A daguerreotype is an early photographic technique that uses a light-sensitive silver or silver-coated-copper plate to develop an image in a camera lens. The photo created, also called a daguerreotype ,was a unique image that could not be reproduced. The daguerreotype process was invented by French artist and chemist Louis Daguerre in 1839. It was the first photographic process that did not require a negative to produce a positive image, making it much easier and faster than earlier methods.
The daguerreotype quickly became popular in Europe and America, where it was used for portraiture. It fell out of favor in the 1860s with the advent of more affordable and easily reproduced methods, such as the ambrotype and tintype .

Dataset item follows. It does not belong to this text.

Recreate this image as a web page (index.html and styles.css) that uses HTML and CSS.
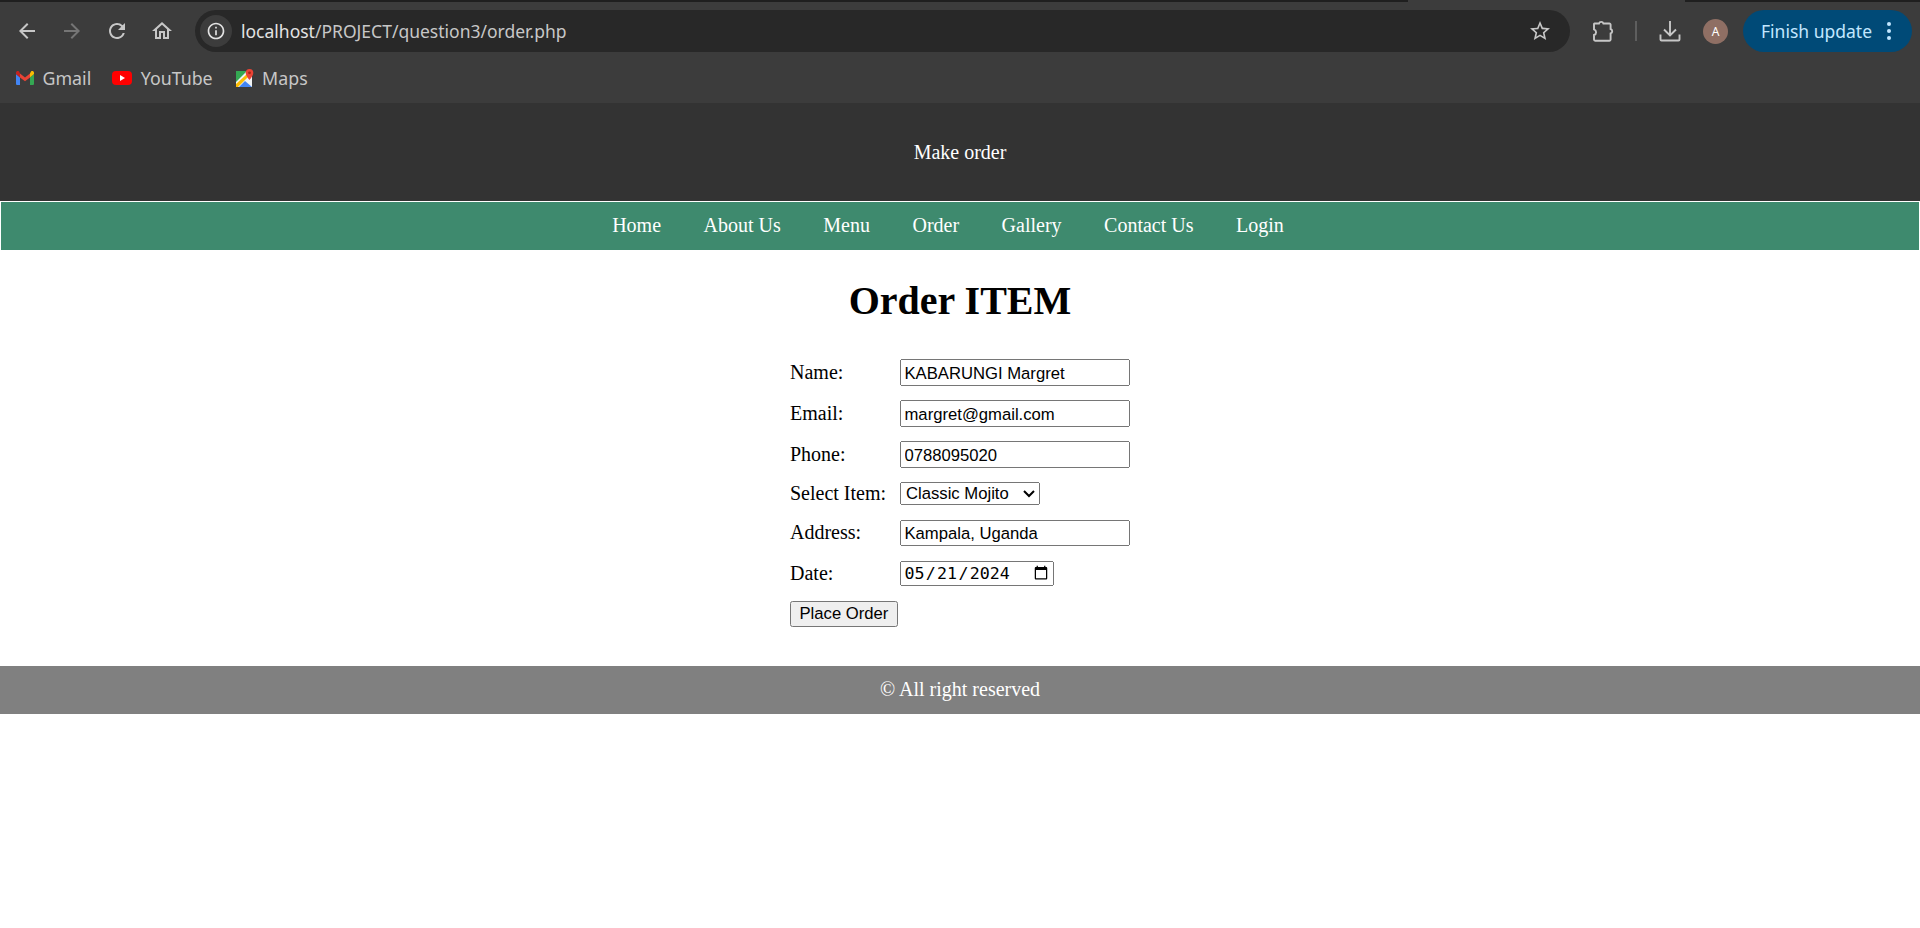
FILE: index.html
```html
<!DOCTYPE html>
<html lang="en">
    <head>
        <meta charset="UTF-8" />
        <meta name="viewport" content="width=device-width, initial-scale=1.0" />
        <title>Make order</title>
        <link rel="stylesheet" href="styles.css">
    </head>
    <body>
        <!-- Browser toolbar -->
        <div class="browser">
            <div class="tabstrip">
                <div class="tab-edge"></div>
                <div class="tab"></div>
                <div class="tab-rest"></div>
            </div>
            <div class="toolbar">
                <div class="nav-buttons">
                    <svg class="tool-icon" viewBox="0 0 24 24"><path d="M20 11H7.830l5.590-5.590L12 4l-8 8 8 8 1.410-1.410L7.830 13H20z"/></svg>
                    <svg class="tool-icon dim" viewBox="0 0 24 24"><path d="M4 11h12.170l-5.590-5.590L12 4l8 8-8 8-1.410-1.410L16.170 13H4z"/></svg>
                    <svg class="tool-icon" viewBox="0 0 24 24"><path d="M17.650 6.350A7.958 7.958 0 0 0 12 4c-4.420 0-7.990 3.580-7.990 8s3.570 8 7.990 8c3.730 0 6.840-2.550 7.730-6h-2.080A5.990 5.990 0 0 1 12 18c-3.310 0-6-2.690-6-6s2.690-6 6-6c1.660 0 3.140.690 4.220 1.780L13 11h7V4z"/></svg>
                    <svg class="tool-icon" viewBox="0 0 24 24"><path d="M12 5.690l5 4.500V18h-2v-6H9v6H7v-7.810l5-4.500M12 3L2 12h3v8h6v-6h2v6h6v-8h3L12 3z"/></svg>
                </div>
                <div class="address-bar">
                    <div class="site-chip">
                        <svg class="info-icon" viewBox="0 0 24 24"><path d="M11 7h2v2h-2zm0 4h2v6h-2zm1-9C6.480 2 2 6.480 2 12s4.480 10 10 10 10-4.480 10-10S17.520 2 12 2zm0 18c-4.410 0-8-3.590-8-8s3.590-8 8-8 8 3.590 8 8-3.590 8-8 8z"/></svg>
                    </div>
                    <div class="url"><span class="host">localhost</span>/PROJECT/question3/order.php</div>
                    <svg class="star-icon" viewBox="0 0 24 24"><path d="M22 9.240l-7.190-.620L12 2 9.190 8.630 2 9.240l5.460 4.730L5.820 21 12 17.270 18.180 21l-1.630-7.030L22 9.240zM12 15.400l-3.760 2.270 1-4.280-3.320-2.880 4.380-.380L12 6.100l1.710 4.040 4.380.380-3.320 2.880 1 4.280L12 15.400z"/></svg>
                </div>
                <div class="tool-right">
                    <svg class="ext-icon" viewBox="0 0 22 22"><path d="M2.500 3.500H7a2.300 2.300 0 0 1 4.400 0h6a1.200 1.200 0 0 1 1.200 1.200V9a2.300 2.300 0 0 1 0 4.400v6.200a1.200 1.200 0 0 1-1.200 1.200H3.200A1.200 1.200 0 0 1 2 19.600V15c2.800-1 2.800-4.600 0-5.600V4a.600.600 0 0 1 .500-.500z"/></svg>
                    <div class="separator"></div>
                    <svg class="download-icon" viewBox="0 0 22 22"><path d="M11 1v14M5 9.500l6 6 6-6M1.500 14.500v5a1 1 0 0 0 1 1h17a1 1 0 0 0 1-1v-5"/></svg>
                    <div class="avatar">A</div>
                    <div class="update-pill">
                        <span>Finish update</span>
                        <div class="dots"><i></i><i></i><i></i></div>
                    </div>
                </div>
            </div>
            <div class="bookmarks">
                <div class="bookmark">
                    <svg class="mark" viewBox="0 0 18 14">
                        <path fill="#4285f4" d="M0 3v9.600A1.200 1.200 0 0 0 1.200 14H4V6.600z"/>
                        <path fill="#34a853" d="M14 6.600V14h2.800a1.200 1.200 0 0 0 1.200-1.400V3z"/>
                        <path fill="#ea4335" d="M4 2.600 9 6.500l5-3.900v4L9 10.300 4 6.600z"/>
                        <path fill="#fbbc04" d="M14 2.600 15 .5c1.100-1 3-.3 3 1.300V3l-4 3.600z"/>
                        <path fill="#c5221f" d="M4 6.600V2.600L3 .5C1.900-.5 0 .2 0 1.800V3z"/>
                    </svg>
                    <span>Gmail</span>
                </div>
                <div class="bookmark">
                    <svg class="mark yt" viewBox="0 0 20 14">
                        <rect width="20" height="14" rx="4" fill="#f00"/>
                        <path fill="#fff" d="M8 4l5 3-5 3z"/>
                    </svg>
                    <span>YouTube</span>
                </div>
                <div class="bookmark maps-link">
                    <svg class="mark maps" viewBox="0 0 18 18">
                        <rect x="0" y="2" width="16" height="16" fill="#f1f3f4"/>
                        <path fill="#34a853" d="M0 2h11L0 13z"/>
                        <path fill="#fbbc04" d="M0 15 11 5l2 2L2 18H0z"/>
                        <path fill="#4285f4" d="M3 18l6-6 7 6z"/>
                        <path fill="#ea4335" d="M13.500 0A3.800 3.800 0 0 0 9.700 3.800c0 3 3.800 7.200 3.800 7.200s3.800-4.200 3.800-7.200A3.800 3.800 0 0 0 13.500 0z"/>
                        <circle cx="13.500" cy="3.800" r="1.400" fill="#a52714"/>
                    </svg>
                    <span>Maps</span>
                </div>
            </div>
        </div>

        <!-- Page -->
        <header class="site-header">
            <p>Make order</p>
        </header>
        <nav class="site-nav">
            <a href="#">Home</a>
            <a href="#">About Us</a>
            <a href="#">Menu</a>
            <a href="#">Order</a>
            <a href="#">Gallery</a>
            <a href="#">Contact Us</a>
            <a href="#">Login</a>
        </nav>
        <main>
            <h1>Order ITEM</h1>
            <form class="order-form">
                <div class="form-row">
                    <label for="name">Name:</label>
                    <input class="text-field" id="name" type="text" value="KABARUNGI Margret">
                </div>
                <div class="form-row">
                    <label for="email">Email:</label>
                    <input class="text-field" id="email" type="email" value="margret@gmail.com">
                </div>
                <div class="form-row">
                    <label for="phone">Phone:</label>
                    <input class="text-field" id="phone" type="text" value="0788095020">
                </div>
                <div class="form-row">
                    <label for="item">Select Item:</label>
                    <select class="item-select" id="item">
                        <option>Classic Mojito</option>
                    </select>
                </div>
                <div class="form-row">
                    <label for="address">Address:</label>
                    <input class="text-field" id="address" type="text" value="Kampala, Uganda">
                </div>
                <div class="form-row">
                    <label for="date">Date:</label>
                    <input class="date-field" id="date" type="date" value="2024-05-21">
                </div>
                <button class="submit-btn" type="button">Place Order</button>
            </form>
        </main>
        <footer class="site-footer">
            <p>&copy; All right reserved</p>
        </footer>
    </body>
</html>
```

FILE: styles.css
```css
body {
    margin: 0;
    background-color: white;
    font-family: "Liberation Serif", serif;
    font-size: 20px;
}

/* Browser toolbar */
.browser {
    background-color: #3c3c3c;
    font-family: "Noto Sans", sans-serif;
    height: 103px;
}

.tabstrip {
    display: flex;
    height: 2px;
}

.tab-edge {
    background-color: #1f1f1f;
    width: 1408px;
}

.tab {
    background-color: #3c3c3c;
    width: 277px;
}

.tab-rest {
    background-color: #1f1f1f;
    flex: 1;
}

.toolbar {
    display: flex;
    align-items: center;
    height: 42px;
    margin-top: 8px;
}

.nav-buttons {
    display: flex;
    gap: 21px;
    margin-left: 15px;
    width: 180px;
}

.tool-icon {
    width: 24px;
    height: 24px;
    fill: #c7c7c7;
}

.tool-icon.dim {
    fill: #757575;
}

.address-bar {
    display: flex;
    align-items: center;
    background-color: #282828;
    border-radius: 21px;
    height: 42px;
    width: 1375px;
}

.site-chip {
    display: flex;
    align-items: center;
    justify-content: center;
    background-color: #3c3c3c;
    border-radius: 50%;
    width: 32px;
    height: 32px;
    margin-left: 5px;
}

.info-icon {
    width: 20px;
    height: 20px;
    fill: #e3e3e3;
}

.url {
    color: #c7c7c7;
    font-size: 17.500px;
    margin-left: 9px;
    flex: 1;
}

.host {
    color: #e3e3e3;
}

.star-icon {
    width: 24px;
    height: 24px;
    fill: #c7c7c7;
    margin-right: 18px;
}

.tool-right {
    display: flex;
    align-items: center;
}

.ext-icon {
    width: 22px;
    height: 22px;
    margin-left: 22px;
    fill: none;
    stroke: #c7c7c7;
    stroke-width: 1.900;
}

.separator {
    background-color: #5e5e5e;
    width: 2px;
    height: 20px;
    margin-left: 21px;
}

.download-icon {
    width: 22px;
    height: 22px;
    margin-left: 22px;
    fill: none;
    stroke: #c7c7c7;
    stroke-width: 1.900;
}

.avatar {
    display: flex;
    align-items: center;
    justify-content: center;
    background-color: #8f6f64;
    border-radius: 50%;
    color: white;
    font-size: 12px;
    width: 25px;
    height: 25px;
    margin-left: 22px;
}

.update-pill {
    display: flex;
    align-items: center;
    background-color: #004a77;
    border-radius: 21px;
    color: #c2e7ff;
    font-size: 17.500px;
    height: 42px;
    width: 169px;
    margin-left: 15px;
    padding-left: 18px;
    box-sizing: border-box;
}

.dots {
    display: flex;
    flex-direction: column;
    gap: 3px;
    margin-left: 15px;
}

.dots i {
    background-color: #c2e7ff;
    border-radius: 50%;
    width: 4px;
    height: 4px;
}

.bookmarks {
    display: flex;
    align-items: center;
    height: 41px;
    color: #c7c7c7;
    font-size: 17.800px;
    padding-left: 16px;
    gap: 21px;
    margin-top: 5px;
}

.bookmark {
    display: flex;
    align-items: center;
    gap: 8.500px;
}

.maps-link {
    margin-left: 2px;
}

.mark {
    width: 18px;
    height: 14px;
}

.mark.yt {
    width: 20px;
}

.mark.maps {
    height: 18px;
}

/* Page */
.site-header {
    background-color: #333;
    color: white;
    height: 98px;
    text-align: center;
}

.site-header p {
    margin: 0;
    padding-top: 38px;
}

.site-nav {
    display: flex;
    justify-content: center;
    align-items: center;
    gap: 42.500px;
    background-color: #3e8a6e;
    border: 1px solid white;
    border-bottom: 0;
    height: 46px;
    padding-right: 24px;
    padding-bottom: 2px;
    box-sizing: content-box;
}

.site-nav a {
    color: white;
    text-decoration: none;
}

main {
    height: 416px;
    overflow: hidden;
}

h1 {
    font-size: 40px;
    text-align: center;
    margin: 27px 0 0;
}

.order-form {
    zoom: 1.250;
    display: flex;
    flex-direction: column;
    align-items: flex-start;
    gap: 11.600px;
    width: 272px;
    margin: 28px auto 0;
    font-size: 16px;
}

.form-row {
    display: flex;
    align-items: center;
}

.form-row label {
    width: 88px;
}

.text-field {
    font-family: "Liberation Sans", sans-serif;
    box-sizing: border-box;
    width: 184px;
    padding: 2px 2px 0;
}

.item-select {
    font-family: "Liberation Sans", sans-serif;
    width: 112px;
}

.date-field {
    font-family: "DejaVu Sans Mono", monospace;
}

.submit-btn {
    font-family: "Liberation Sans", sans-serif;
}

.site-footer {
    background-color: gray;
    color: white;
    height: 46px;
    padding-bottom: 2px;
    display: flex;
    align-items: center;
    justify-content: center;
}

.site-footer p {
    margin: 0;
}
```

The daguerreotype process has several steps. First, a copper or silver plate is polished until it is shiny and smooth. Next, the plate is treated with chemicals that make it light sensitive. The plate is then placed in a camera and exposed to light. This creates an invisible latent image on the plate.
The plate is then placed in a chemical developer, which brings out the image. Finally, the image is fixed so that it will not fade over time.
Daguerreotypes have a distinctive look, with high levels of contrast and sharpness. They are usually mounted in a frame, under a glass cover.
Despite their declining popularity, daguerreotypes continued to be produced into the early 20th century. Today, they are considered to be collector’s items and can fetch high prices at auction.